● Given problem: Go through the listing and set it down exactly, leaving out its pictures.

= = =

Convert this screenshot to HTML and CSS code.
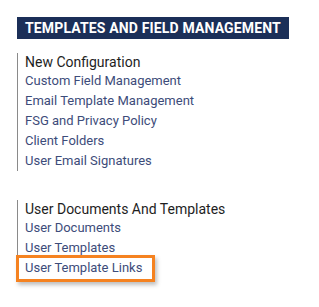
FILE: index.html
```html
<!DOCTYPE html>
<html>
<head>
<meta charset="utf-8">
<link rel="stylesheet" href="styles.css">
</head>
<body>
<div class="page">
  <h2 class="title">TEMPLATES AND FIELD MANAGEMENT</h2>
  <div class="section">
    <div class="heading">New Configuration</div>
    <a class="link">Custom Field Management</a>
    <a class="link">Email Template Management</a>
    <a class="link">FSG and Privacy Policy</a>
    <a class="link">Client Folders</a>
    <a class="link">User Email Signatures</a>
  </div>
  <div class="section second">
    <div class="heading">User Documents And Templates</div>
    <a class="link">User Documents</a>
    <a class="link">User Templates</a>
    <a class="link"><span class="highlight">User Template Links</span></a>
  </div>
</div>
</body>
</html>
```
FILE: styles.css
```css
html, body {
  margin: 0;
  padding: 0;
  background: #ffffff;
}
.page {
  padding: 17px 0 20px 17px;
  font-family: Roboto, "Noto Sans", sans-serif;
}
.title {
  margin: 0;
  width: 264px;
  height: 22px;
  line-height: 22px;
  padding-left: 8px;
  background: #1b2f58;
  color: #ffffff;
  font-size: 14px;
  font-weight: 700;
  letter-spacing: 0.15px;
}
.section {
  margin-top: 14px;
  border-left: 1px solid #8a8a8a;
  padding-left: 7px;
  display: flex;
  flex-direction: column;
}
.section.second {
  margin-top: 29px;
}
.heading {
  height: 18px;
  line-height: 18px;
  font-size: 14px;
  color: #1e1e1e;
}
.link {
  height: 20px;
  line-height: 20px;
  font-size: 13px;
  color: #3d4c7a;
  text-decoration: none;
}
.highlight {
  position: relative;
  display: inline-block;
}
.highlight::after {
  content: "";
  position: absolute;
  left: -9px;
  right: -13px;
  top: -3px;
  bottom: -4px;
  border: 3px solid #f58220;
  box-shadow: 2px 3px 4px rgba(0, 0, 0, 0.25);
}
```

= = =

● Final answer:
Convert this screenshot to HTML and CSS code.
FILE: index.html
```html
<!DOCTYPE html>
<html>
<head>
<meta charset="utf-8">
<link rel="stylesheet" href="styles.css">
</head>
<body>
<div class="page">
  <h2 class="title">TEMPLATES AND FIELD MANAGEMENT</h2>
  <div class="section">
    <div class="heading">New Configuration</div>
    <a class="link">Custom Field Management</a>
    <a class="link">Email Template Management</a>
    <a class="link">FSG and Privacy Policy</a>
    <a class="link">Client Folders</a>
    <a class="link">User Email Signatures</a>
  </div>
  <div class="section second">
    <div class="heading">User Documents And Templates</div>
    <a class="link">User Documents</a>
    <a class="link">User Templates</a>
    <a class="link"><span class="highlight">User Template Links</span></a>
  </div>
</div>
</body>
</html>
```
FILE: styles.css
```css
html, body {
  margin: 0;
  padding: 0;
  background: #ffffff;
}
.page {
  padding: 17px 0 20px 17px;
  font-family: Roboto, "Noto Sans", sans-serif;
}
.title {
  margin: 0;
  width: 264px;
  height: 22px;
  line-height: 22px;
  padding-left: 8px;
  background: #1b2f58;
  color: #ffffff;
  font-size: 14px;
  font-weight: 700;
  letter-spacing: 0.15px;
}
.section {
  margin-top: 14px;
  border-left: 1px solid #8a8a8a;
  padding-left: 7px;
  display: flex;
  flex-direction: column;
}
.section.second {
  margin-top: 29px;
}
.heading {
  height: 18px;
  line-height: 18px;
  font-size: 14px;
  color: #1e1e1e;
}
.link {
  height: 20px;
  line-height: 20px;
  font-size: 13px;
  color: #3d4c7a;
  text-decoration: none;
}
.highlight {
  position: relative;
  display: inline-block;
}
.highlight::after {
  content: "";
  position: absolute;
  left: -9px;
  right: -13px;
  top: -3px;
  bottom: -4px;
  border: 3px solid #f58220;
  box-shadow: 2px 3px 4px rgba(0, 0, 0, 0.25);
}
```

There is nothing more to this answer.